Remembering When a Hospital Told Nurses “Assist Abortions or Lose Your Job”

National   |   Wesley J. Smith   |   Nov 11, 2013   |   12:16PM   |   Washington, DC

I covered this story when it broke, but I was unaware of the details, so I think it is worth revisiting.

Back in 2011, the University of Medicine and Dentistry in Newark, NJ tried to force day surgical nurses to participate in killing fetuses. The nurses sued, and eventually reached a settlement that saved their jobs. But look what it took to prevail!  From the Alliance Defending Freedom story:

The abortion team had always drawn its staff from nurses who had expressed no qualms about helping end a child’s life. Promoted from that team to a supervisory position over all the nurses, the new assistant manager announced that – since she and others had to help with abortions – she saw no reason why every nurse shouldn’t help. Hospital officials agreed, and passed a new, mandatory policy to make it so…”As long as you work here,” she told the 12 nurses who openly protested, “you’re going to have to do it. If you don’t, you’re going to be fired or transferred out.”

Be complicit or be fired! I believe we will see more cases such as this, the attempt to quash personal (especially religious) conscious in what used to be called the medical arts.

When 12 of the nurses refused, the hospital really ratcheted up the pressure:

“I knew we were going to lose our jobs,” says Lorna, who, at one point, amid the flurry of discussions with the managers, was asked to provide a patient with a bedpan. Retrieving it, she found an aborted baby inside. Horrified and sobbing, she called for help, telling the manager who responded, “I don’t know what to do with this. I can’t do this.”

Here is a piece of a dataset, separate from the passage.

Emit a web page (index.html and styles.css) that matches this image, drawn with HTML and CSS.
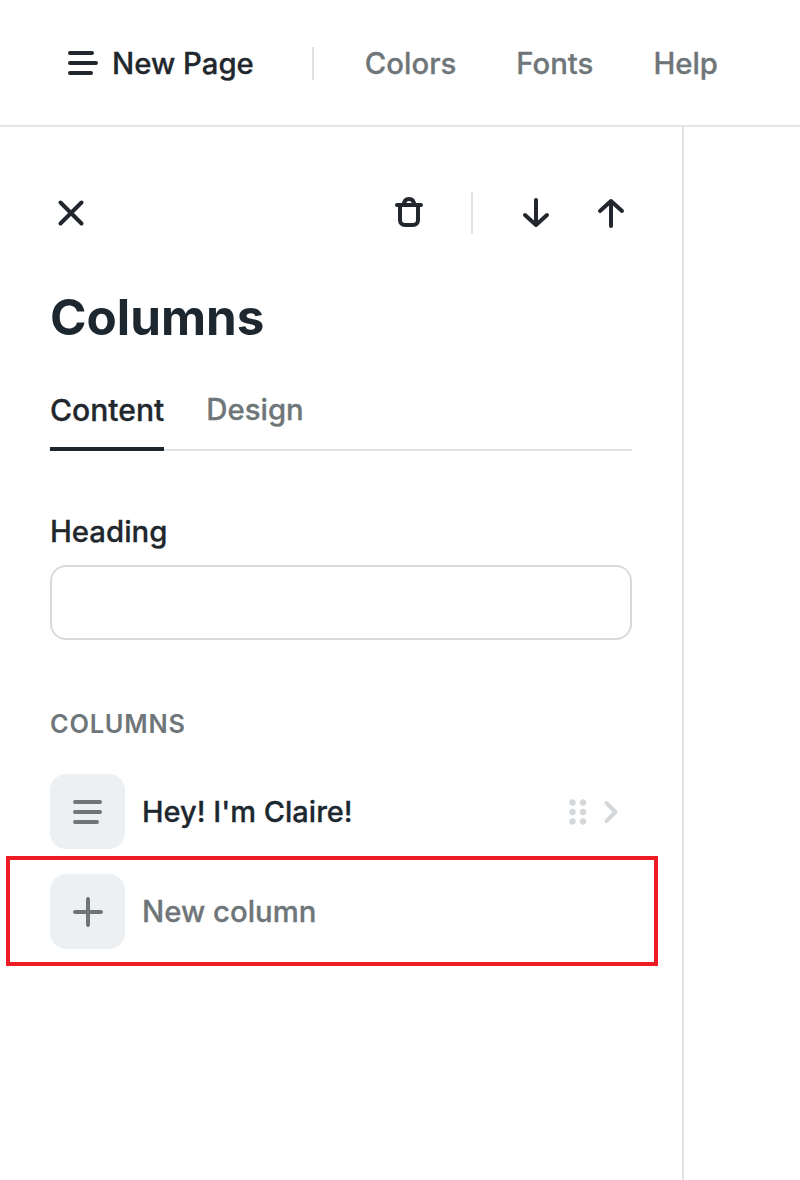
FILE: index.html
```html
<!DOCTYPE html>
<html lang="en">
<head>
    <meta charset="UTF-8">
    <meta name="viewport" content="width=device-width, initial-scale=1.0">
    <title>Columns</title>
    <link rel="stylesheet" href="styles.css">
</head>
<body>
<header class="topbar">
    <div class="page-title">
        <svg class="icon-menu" width="30" height="26" viewBox="0 0 30 26" fill="none" stroke="#21272c" stroke-width="4" stroke-linecap="round"><path d="M2 3H24M2 13H28M2 23H23"/></svg>
        <span>New Page</span>
    </div>
    <div class="topbar-sep"></div>
    <nav class="topnav">
        <a>Colors</a>
        <a>Fonts</a>
        <a>Help</a>
    </nav>
</header>

<aside class="panel">
    <div class="toolbar">
        <svg width="28" height="28" viewBox="0 0 28 28" fill="none" stroke="#21272c" stroke-width="4" stroke-linecap="round"><path d="M3.500 3.500L24.500 24.500M24.500 3.500L3.500 24.500"/></svg>
        <div class="toolbar-right">
            <svg class="icon-trash" width="28" height="32" viewBox="0 0 28 32" fill="none" stroke="#21272c" stroke-width="4" stroke-linecap="round" stroke-linejoin="round"><path d="M2 8H26M5 8V23C5 26 7 28 10 28H18C21 28 23 26 23 23V8M9 8C9 4 11 2 14 2C17 2 19 4 19 8"/></svg>
            <div class="toolbar-sep"></div>
            <svg class="icon-down" width="28" height="32" viewBox="0 0 28 32" fill="none" stroke="#21272c" stroke-width="4" stroke-linecap="round" stroke-linejoin="round"><path d="M14 3V28M3 18L14 28L25 18"/></svg>
            <svg class="icon-up" width="28" height="32" viewBox="0 0 28 32" fill="none" stroke="#21272c" stroke-width="4" stroke-linecap="round" stroke-linejoin="round"><path d="M14 29V4M3 14L14 4L25 14"/></svg>
        </div>
    </div>

    <h1>Columns</h1>

    <div class="tabs">
        <div class="tab active">Content</div>
        <div class="tab">Design</div>
    </div>

    <label class="field-label" for="heading">Heading</label>
    <input class="field" id="heading" type="text">

    <div class="section-title">COLUMNS</div>

    <div class="rows">
        <div class="row">
            <div class="row-icon">
                <svg width="30" height="26" viewBox="0 0 30 26" fill="none" stroke="#6f7679" stroke-width="4" stroke-linecap="round"><path d="M2 3H27M2 13H27M2 23H24"/></svg>
            </div>
            <span class="row-name">Hey! I'm Claire!</span>
            <div class="row-actions">
                <svg width="18" height="26" viewBox="0 0 18 26" fill="#d5d8da"><circle cx="3.500" cy="3.500" r="3.200"/><circle cx="14" cy="3.500" r="3.200"/><circle cx="3.500" cy="13" r="3.200"/><circle cx="14" cy="13" r="3.200"/><circle cx="3.500" cy="22.500" r="3.200"/><circle cx="14" cy="22.500" r="3.200"/></svg>
                <svg width="16" height="24" viewBox="0 0 16 24" fill="none" stroke="#d5d8da" stroke-width="4" stroke-linecap="round" stroke-linejoin="round"><path d="M3.500 3L12.500 12L3.500 21"/></svg>
            </div>
        </div>
        <div class="row">
            <div class="row-icon">
                <svg width="30" height="30" viewBox="0 0 30 30" fill="none" stroke="#6f7679" stroke-width="4" stroke-linecap="round"><path d="M15 2V28M2 15H28"/></svg>
            </div>
            <span class="row-name muted">New column</span>
            <div class="highlight"></div>
        </div>
    </div>
</aside>
</body>
</html>
```

FILE: styles.css
```css
:root {
    --color-text: #1c2730;
    --color-muted: #6f7679;
    --color-border: #dfe3e8;
    --color-icon-bg: #edf0f3;
}

body {
    margin: 0;
    background-color: #fff;
    color: var(--color-text);
    font-family: Inter, "Liberation Sans", sans-serif;
    height: 1180px;
    overflow: hidden;
}

/* Top bar */
.topbar {
    display: flex;
    align-items: center;
    height: 124px;
    padding: 1px 0 0 68px;
    border-bottom: 2px solid #e3e5e7;
}

.page-title {
    display: flex;
    align-items: center;
    gap: 14px;
    font-size: 29.33px;
    font-weight: 500;
    -webkit-text-stroke: 0.3px;
    color: #21272c;
}

.topbar-sep {
    width: 2px;
    height: 33px;
    margin: 0 51px 0 58px;
    background-color: #dfe1e3;
}

.topnav {
    display: flex;
    gap: 60px;
    font-size: 29.33px;
    font-weight: 500;
    -webkit-text-stroke: 0.3px;
    color: var(--color-muted);
}

/* Side panel */
.panel {
    width: 582px;
    height: 1053px;
    padding: 0 50px;
    border-right: 2px solid var(--color-border);
}

.toolbar {
    display: flex;
    align-items: center;
    justify-content: space-between;
    height: 42px;
    padding: 65px 7px 0 7px;
}

.toolbar-right {
    display: flex;
    align-items: center;
}

.toolbar-sep {
    width: 2px;
    height: 42px;
    margin: 0 49px 0 48px;
    background-color: var(--color-border);
}

.icon-up {
    margin-left: 47px;
}

h1 {
    margin: 53px 0 0;
    font-size: 49.4px;
    line-height: 60px;
    font-weight: 700;
}

.tabs {
    display: flex;
    gap: 42px;
    margin-top: 46px;
    border-bottom: 2px solid var(--color-border);
}

.tab {
    padding-bottom: 22px;
    margin-bottom: -2px;
    font-size: 29.33px;
    line-height: 34px;
    font-weight: 500;
    -webkit-text-stroke: 0.3px;
    color: var(--color-muted);
}

.tab.active {
    color: #21272c;
    border-bottom: 4px solid var(--color-text);
    padding-bottom: 20px;
    font-size: 30.1px;
}

.field-label {
    display: block;
    margin-top: 64px;
    font-size: 29.33px;
    line-height: 34px;
    font-weight: 500;
    -webkit-text-stroke: 0.3px;
    color: #21272c;
}

.field {
    display: block;
    width: 100%;
    height: 75px;
    margin-top: 16px;
    box-sizing: border-box;
    border: 2px solid #d8dbde;
    border-radius: 16px;
    background-color: #fff;
}

.section-title {
    margin-top: 69px;
    font-size: 25.33px;
    line-height: 30px;
    font-weight: 600;
    letter-spacing: 0.8px;
    color: var(--color-muted);
}

.rows {
    display: flex;
    flex-direction: column;
    gap: 25px;
    margin-top: 35px;
}

.row {
    position: relative;
    display: flex;
    align-items: center;
    gap: 17px;
    height: 75px;
}

.row-icon {
    display: flex;
    align-items: center;
    justify-content: center;
    width: 75px;
    height: 75px;
    border-radius: 16px;
    background-color: var(--color-icon-bg);
}

.row-name {
    font-size: 29px;
    font-weight: 500;
    -webkit-text-stroke: 0.3px;
}

.row-name.muted {
    font-size: 29.33px;
    color: var(--color-muted);
}

.row-actions {
    display: flex;
    align-items: center;
    gap: 16px;
    margin-left: auto;
    padding-right: 13px;
}

/* Red annotation box over the "New column" row */
.highlight {
    position: absolute;
    left: -44px;
    top: -18px;
    width: 652px;
    height: 110px;
    box-sizing: border-box;
    border: 4px solid #ed1c24;
}
```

She soon found herself in the office of the vice president of nursing, where she was accused of refusing to help patients and threatened with termination. She wasn’t the only one called in. “Our jobs were hanging by a string,” Beryl says. “We were like, ‘All right. If they’re going to fire all 12 of us, fine. But this is against what we believe God wants us to do.’ We didn’t come into this profession to do [abortions]. We told them we weren’t comfortable with it and didn’t feel they should force us. And if that meant our jobs, well… God was going to provide.”

The nurses’ union even supported the hospital!

Enter Alliance Defending Freedom lawyers. They pointed out that the procedures were elective, not emergency or involving the life of a patient. The hospital didn’t care.

As a court date drew nearer, the hospital came up with another threat: if the 12 would not help with abortions, administrators would hire nurses who were willing to do so. Soon, officials intimated, there might not be work enough for everybody… in which cases those nurses willing to do anything might well enjoy greater job security than those only willing to do most things.

The case settled with the hospital agreeing to leave the nurses alone.

I am convinced that cases like this are the opening stanza of a coming symphony of pressure against Hippocratic medical professionals. Indeed, very powerful forces in politics, culture, and medicine want to conscript medical professionals to participate or be complicit in abortion–and eventually, assisted suicide/euthanasia. (Victoria, Australia already has such a law for doctors regarding abortion and Quebec’s new euthanasia legislation would force doctor complicity.)



I believe strongly in medical conscience rights, and have proposed specific principles about how they should be applied.

Good for Alliance Defending Freedom for stopping this injustice. But beware hospitals and medical groups that ensure participation in culture of death practices before hiring. I also fear culling in medical and nursing school to filter out those unwilling to take human life. Note: Wesley J. Smith, J.D., is a special consultant to the Center for Bioethics and Culture and a bioethics attorney who blogs at Human Exeptionalism.